Reese’s $25,000 Sweepstakes May Violate State and Federal Laws

Image: YouTube screen grab via News Center Maine

Hershey, maker of the iconic Reese’s Peanut Butter Cup, may have violated state and federal laws in the promotion of its $25,000 sweepstakes. The packaging announcing the contest is emblazoned with the words “You could win $25,000.” But it’s what doesn’t appear on the outside of the package that has the company in hot water.

Namely, the advice “No purchase is necessary” is missing. In fact, the fine print on the front of the product reads “See details inside,” which clearly implies that the only way to learn more about the sweepstakes is to buy and open the candy. And that is a no-no.

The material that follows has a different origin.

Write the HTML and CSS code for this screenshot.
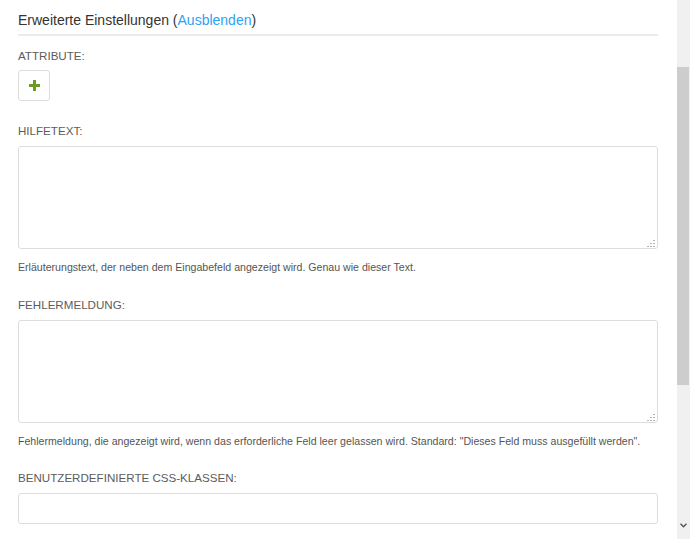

As the Associated Press explains:

Sweepstakes are primarily governed by state laws, which require that no purchase is necessary to participate. A contest that requires a purchase is a lottery, which is subject to different rules.

Three federal agencies — Federal Trade Commission, the Federal Communications Commission and the U.S. Postal Service — also enforce laws governing sweepstakes depending on the type of promotion. The Postal Service requires mailed sweepstakes offers to make clear that no purchase is necessary, for example. The FTC doesn’t govern sweepstakes specifically, but has broad laws prohibiting “unfair and deceptive acts.”

Hershey has defended itself by claiming that its website contains full details of the promotion and that some packages have QR codes that link consumers to a page with more information. But the AP reports that packages of the candy that one of its reporters bought at a Michigan drugstore did not contain QR codes and that the store had no signage explaining the promotion.